## START

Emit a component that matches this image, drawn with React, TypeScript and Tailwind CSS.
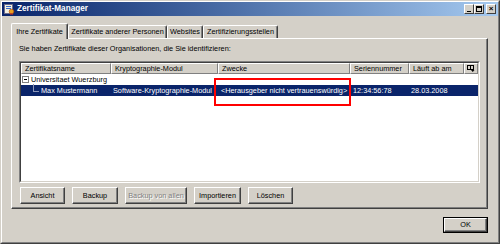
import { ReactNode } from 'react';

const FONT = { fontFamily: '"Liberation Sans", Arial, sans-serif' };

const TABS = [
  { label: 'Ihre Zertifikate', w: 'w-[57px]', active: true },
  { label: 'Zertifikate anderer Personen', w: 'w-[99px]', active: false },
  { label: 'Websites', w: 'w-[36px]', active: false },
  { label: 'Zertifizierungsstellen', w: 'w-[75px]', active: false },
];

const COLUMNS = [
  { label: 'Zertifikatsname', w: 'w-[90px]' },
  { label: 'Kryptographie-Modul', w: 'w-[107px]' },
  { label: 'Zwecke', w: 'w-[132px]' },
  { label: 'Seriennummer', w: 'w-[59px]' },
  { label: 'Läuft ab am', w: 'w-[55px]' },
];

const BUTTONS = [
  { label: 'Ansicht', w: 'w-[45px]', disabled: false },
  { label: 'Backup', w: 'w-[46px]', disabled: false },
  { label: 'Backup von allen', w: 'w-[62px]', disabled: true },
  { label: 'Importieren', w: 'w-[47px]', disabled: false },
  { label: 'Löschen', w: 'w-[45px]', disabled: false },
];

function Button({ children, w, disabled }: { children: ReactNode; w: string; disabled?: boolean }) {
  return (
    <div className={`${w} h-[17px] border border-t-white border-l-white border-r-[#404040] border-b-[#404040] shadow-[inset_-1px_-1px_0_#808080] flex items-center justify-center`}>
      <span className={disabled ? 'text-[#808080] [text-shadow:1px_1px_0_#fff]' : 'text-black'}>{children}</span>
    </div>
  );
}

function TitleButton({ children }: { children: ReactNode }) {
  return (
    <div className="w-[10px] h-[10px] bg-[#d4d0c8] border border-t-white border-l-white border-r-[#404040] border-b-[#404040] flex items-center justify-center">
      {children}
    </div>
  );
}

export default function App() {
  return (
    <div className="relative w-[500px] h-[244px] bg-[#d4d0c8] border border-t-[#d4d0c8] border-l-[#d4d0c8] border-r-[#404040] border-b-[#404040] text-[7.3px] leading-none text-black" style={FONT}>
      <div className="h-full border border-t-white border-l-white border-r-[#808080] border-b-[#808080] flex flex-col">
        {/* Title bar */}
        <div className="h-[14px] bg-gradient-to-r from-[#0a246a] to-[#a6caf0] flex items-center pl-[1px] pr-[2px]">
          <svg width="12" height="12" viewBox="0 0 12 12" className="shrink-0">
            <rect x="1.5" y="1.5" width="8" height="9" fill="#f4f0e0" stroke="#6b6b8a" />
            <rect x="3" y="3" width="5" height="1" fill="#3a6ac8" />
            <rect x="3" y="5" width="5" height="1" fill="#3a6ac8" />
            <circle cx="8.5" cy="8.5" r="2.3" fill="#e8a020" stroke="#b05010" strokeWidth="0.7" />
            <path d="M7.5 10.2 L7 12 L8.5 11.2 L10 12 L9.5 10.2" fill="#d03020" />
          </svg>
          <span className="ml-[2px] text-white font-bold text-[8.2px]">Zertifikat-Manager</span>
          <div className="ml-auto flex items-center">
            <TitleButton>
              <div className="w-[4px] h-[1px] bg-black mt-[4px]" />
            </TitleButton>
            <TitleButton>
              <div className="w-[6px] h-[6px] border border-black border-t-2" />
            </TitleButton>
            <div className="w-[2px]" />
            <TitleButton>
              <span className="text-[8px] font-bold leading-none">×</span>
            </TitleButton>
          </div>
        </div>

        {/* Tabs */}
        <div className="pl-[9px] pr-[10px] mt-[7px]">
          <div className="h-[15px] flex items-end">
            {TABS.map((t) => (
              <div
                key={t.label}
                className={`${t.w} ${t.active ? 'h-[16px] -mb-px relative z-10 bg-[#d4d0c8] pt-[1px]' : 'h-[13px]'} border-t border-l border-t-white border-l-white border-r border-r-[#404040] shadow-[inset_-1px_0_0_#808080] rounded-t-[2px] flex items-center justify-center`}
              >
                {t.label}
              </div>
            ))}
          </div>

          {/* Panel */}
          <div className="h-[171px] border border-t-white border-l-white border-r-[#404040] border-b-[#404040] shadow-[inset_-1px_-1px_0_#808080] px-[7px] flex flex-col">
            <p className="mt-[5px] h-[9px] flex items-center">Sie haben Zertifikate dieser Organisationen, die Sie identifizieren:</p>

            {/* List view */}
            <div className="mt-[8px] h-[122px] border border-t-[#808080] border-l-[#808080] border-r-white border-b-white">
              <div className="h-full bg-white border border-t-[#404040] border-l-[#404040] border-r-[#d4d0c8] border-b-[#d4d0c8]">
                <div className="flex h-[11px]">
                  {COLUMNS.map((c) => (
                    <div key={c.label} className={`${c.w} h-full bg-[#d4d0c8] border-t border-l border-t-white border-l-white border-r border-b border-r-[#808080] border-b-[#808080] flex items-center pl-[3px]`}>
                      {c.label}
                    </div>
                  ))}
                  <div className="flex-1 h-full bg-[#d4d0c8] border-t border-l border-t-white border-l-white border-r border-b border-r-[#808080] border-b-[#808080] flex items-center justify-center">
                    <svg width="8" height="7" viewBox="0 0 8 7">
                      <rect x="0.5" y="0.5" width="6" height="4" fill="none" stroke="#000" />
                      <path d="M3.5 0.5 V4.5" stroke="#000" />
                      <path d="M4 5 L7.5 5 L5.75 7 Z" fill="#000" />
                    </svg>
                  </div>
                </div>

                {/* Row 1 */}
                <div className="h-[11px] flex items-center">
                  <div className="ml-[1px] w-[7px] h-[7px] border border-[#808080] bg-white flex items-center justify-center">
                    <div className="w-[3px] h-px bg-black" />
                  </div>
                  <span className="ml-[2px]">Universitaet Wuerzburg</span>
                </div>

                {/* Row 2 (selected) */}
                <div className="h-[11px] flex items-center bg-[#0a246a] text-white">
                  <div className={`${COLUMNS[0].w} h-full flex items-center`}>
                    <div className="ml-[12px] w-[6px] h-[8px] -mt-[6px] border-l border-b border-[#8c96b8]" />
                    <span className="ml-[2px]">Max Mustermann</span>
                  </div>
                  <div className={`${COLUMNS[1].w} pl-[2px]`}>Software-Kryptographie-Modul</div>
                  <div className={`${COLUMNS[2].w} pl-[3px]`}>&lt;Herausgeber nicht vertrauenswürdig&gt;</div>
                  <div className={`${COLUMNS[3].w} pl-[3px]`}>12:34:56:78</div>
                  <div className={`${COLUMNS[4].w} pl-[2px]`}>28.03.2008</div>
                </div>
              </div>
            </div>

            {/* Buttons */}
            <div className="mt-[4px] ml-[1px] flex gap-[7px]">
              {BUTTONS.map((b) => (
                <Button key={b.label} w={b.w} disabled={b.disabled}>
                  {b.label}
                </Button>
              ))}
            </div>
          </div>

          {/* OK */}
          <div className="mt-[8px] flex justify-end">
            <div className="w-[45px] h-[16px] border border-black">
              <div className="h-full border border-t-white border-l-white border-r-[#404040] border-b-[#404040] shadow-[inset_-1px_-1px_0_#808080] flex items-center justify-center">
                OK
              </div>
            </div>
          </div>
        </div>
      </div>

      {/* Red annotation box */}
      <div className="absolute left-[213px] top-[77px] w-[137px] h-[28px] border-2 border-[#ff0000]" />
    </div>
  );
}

## END
## START

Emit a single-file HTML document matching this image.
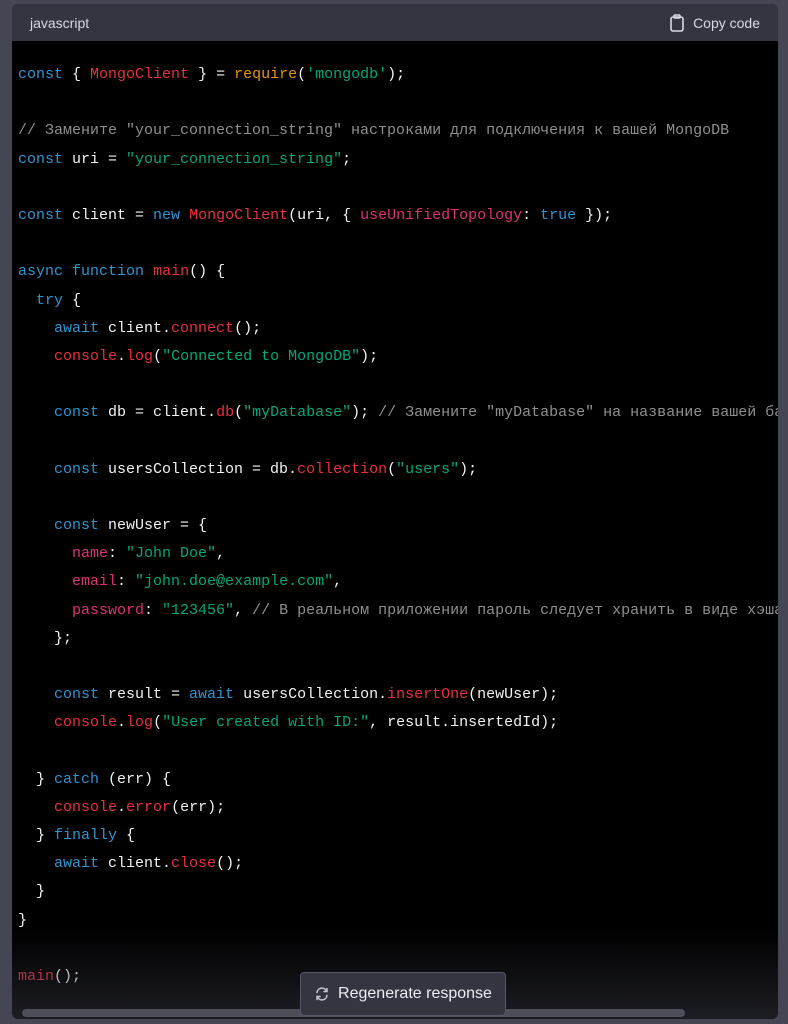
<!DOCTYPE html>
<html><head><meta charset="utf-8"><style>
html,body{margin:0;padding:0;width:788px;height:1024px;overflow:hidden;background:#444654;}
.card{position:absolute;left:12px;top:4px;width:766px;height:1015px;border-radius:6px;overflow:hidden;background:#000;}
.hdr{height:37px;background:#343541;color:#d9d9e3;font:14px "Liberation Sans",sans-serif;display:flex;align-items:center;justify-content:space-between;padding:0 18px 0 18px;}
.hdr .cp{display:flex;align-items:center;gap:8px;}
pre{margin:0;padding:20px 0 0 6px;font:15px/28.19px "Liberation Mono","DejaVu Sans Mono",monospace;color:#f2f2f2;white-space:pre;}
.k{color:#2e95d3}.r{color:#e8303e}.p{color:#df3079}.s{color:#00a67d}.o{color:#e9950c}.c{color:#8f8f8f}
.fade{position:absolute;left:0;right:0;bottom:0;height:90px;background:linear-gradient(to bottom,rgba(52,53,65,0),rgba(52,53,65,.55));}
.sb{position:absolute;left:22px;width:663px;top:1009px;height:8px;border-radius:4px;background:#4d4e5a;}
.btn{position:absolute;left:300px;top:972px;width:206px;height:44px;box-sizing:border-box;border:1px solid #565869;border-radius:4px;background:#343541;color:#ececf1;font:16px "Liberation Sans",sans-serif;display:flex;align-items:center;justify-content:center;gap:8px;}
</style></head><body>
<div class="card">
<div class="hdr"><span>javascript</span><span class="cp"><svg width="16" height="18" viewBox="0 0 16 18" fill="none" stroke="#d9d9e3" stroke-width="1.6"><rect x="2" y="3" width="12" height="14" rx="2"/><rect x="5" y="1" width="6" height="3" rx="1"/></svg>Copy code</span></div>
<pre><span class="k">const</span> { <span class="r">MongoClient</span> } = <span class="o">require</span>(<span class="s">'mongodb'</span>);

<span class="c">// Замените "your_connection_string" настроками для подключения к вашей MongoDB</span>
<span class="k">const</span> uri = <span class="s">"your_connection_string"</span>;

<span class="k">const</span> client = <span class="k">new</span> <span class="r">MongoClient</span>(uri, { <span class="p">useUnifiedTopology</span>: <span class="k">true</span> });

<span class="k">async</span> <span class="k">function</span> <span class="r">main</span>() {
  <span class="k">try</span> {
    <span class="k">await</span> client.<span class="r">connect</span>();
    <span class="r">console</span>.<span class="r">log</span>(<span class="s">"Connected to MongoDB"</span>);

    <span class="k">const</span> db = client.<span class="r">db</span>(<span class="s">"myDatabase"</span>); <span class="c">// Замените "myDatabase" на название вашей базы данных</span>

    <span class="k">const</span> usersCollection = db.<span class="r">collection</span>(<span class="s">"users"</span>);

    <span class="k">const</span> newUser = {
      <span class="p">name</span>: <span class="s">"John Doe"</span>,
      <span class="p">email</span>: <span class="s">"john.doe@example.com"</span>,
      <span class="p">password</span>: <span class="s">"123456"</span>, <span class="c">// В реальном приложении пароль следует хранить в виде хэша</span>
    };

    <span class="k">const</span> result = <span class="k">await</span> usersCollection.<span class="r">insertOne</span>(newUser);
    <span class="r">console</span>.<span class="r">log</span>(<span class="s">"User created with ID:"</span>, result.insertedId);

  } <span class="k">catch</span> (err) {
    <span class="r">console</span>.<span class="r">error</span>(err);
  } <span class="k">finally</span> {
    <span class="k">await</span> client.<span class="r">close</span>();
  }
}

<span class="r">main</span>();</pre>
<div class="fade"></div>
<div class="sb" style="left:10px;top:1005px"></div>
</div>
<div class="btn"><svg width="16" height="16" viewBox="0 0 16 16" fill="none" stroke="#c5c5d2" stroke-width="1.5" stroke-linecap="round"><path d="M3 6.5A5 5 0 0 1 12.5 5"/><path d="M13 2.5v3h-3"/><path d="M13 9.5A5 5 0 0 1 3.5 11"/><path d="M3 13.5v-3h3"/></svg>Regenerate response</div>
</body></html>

## END
## START

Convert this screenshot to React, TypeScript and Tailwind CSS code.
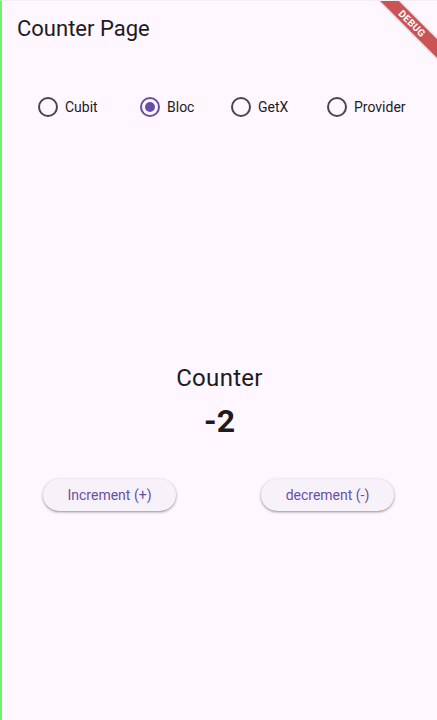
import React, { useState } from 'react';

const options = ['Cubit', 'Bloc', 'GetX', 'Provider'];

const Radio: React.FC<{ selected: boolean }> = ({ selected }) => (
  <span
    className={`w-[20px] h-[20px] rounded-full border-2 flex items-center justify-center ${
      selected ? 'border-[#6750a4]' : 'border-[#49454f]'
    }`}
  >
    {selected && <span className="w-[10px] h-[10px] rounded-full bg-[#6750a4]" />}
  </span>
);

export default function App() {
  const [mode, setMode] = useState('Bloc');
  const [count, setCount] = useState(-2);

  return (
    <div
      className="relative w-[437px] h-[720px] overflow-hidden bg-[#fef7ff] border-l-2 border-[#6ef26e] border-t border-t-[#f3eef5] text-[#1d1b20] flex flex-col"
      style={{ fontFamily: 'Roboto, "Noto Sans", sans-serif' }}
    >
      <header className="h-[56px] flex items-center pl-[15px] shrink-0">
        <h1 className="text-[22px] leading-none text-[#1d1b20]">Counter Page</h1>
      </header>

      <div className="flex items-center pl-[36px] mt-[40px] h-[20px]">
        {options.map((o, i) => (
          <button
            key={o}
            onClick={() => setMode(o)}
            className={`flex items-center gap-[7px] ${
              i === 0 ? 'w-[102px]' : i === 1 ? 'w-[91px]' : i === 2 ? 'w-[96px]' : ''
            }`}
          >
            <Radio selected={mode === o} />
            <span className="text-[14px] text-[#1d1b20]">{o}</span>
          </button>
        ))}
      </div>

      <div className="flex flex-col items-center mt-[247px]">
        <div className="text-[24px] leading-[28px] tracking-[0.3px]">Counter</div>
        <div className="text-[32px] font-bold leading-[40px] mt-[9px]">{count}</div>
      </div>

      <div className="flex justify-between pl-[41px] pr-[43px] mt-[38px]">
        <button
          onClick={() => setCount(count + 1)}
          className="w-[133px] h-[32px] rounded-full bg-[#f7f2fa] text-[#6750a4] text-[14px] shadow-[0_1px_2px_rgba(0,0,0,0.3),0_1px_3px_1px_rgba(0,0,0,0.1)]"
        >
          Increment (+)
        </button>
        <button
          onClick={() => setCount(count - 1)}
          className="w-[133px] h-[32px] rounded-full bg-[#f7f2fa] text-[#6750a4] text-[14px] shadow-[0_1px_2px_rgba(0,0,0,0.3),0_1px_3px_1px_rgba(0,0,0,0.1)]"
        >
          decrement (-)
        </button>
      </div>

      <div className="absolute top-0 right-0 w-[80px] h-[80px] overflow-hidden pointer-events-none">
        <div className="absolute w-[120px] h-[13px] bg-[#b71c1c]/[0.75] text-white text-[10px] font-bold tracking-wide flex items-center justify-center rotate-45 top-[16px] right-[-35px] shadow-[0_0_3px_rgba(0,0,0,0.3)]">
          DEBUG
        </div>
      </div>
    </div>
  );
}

## END

EXERCISE PROMPT >>
Gather each line holding the string "this".

COMPLETE OUTPUT >>
Emit a component that matches this image, drawn with React, TypeScript and Tailwind CSS.
Emit a single-file HTML document matching this image.
Convert this screenshot to React, TypeScript and Tailwind CSS code.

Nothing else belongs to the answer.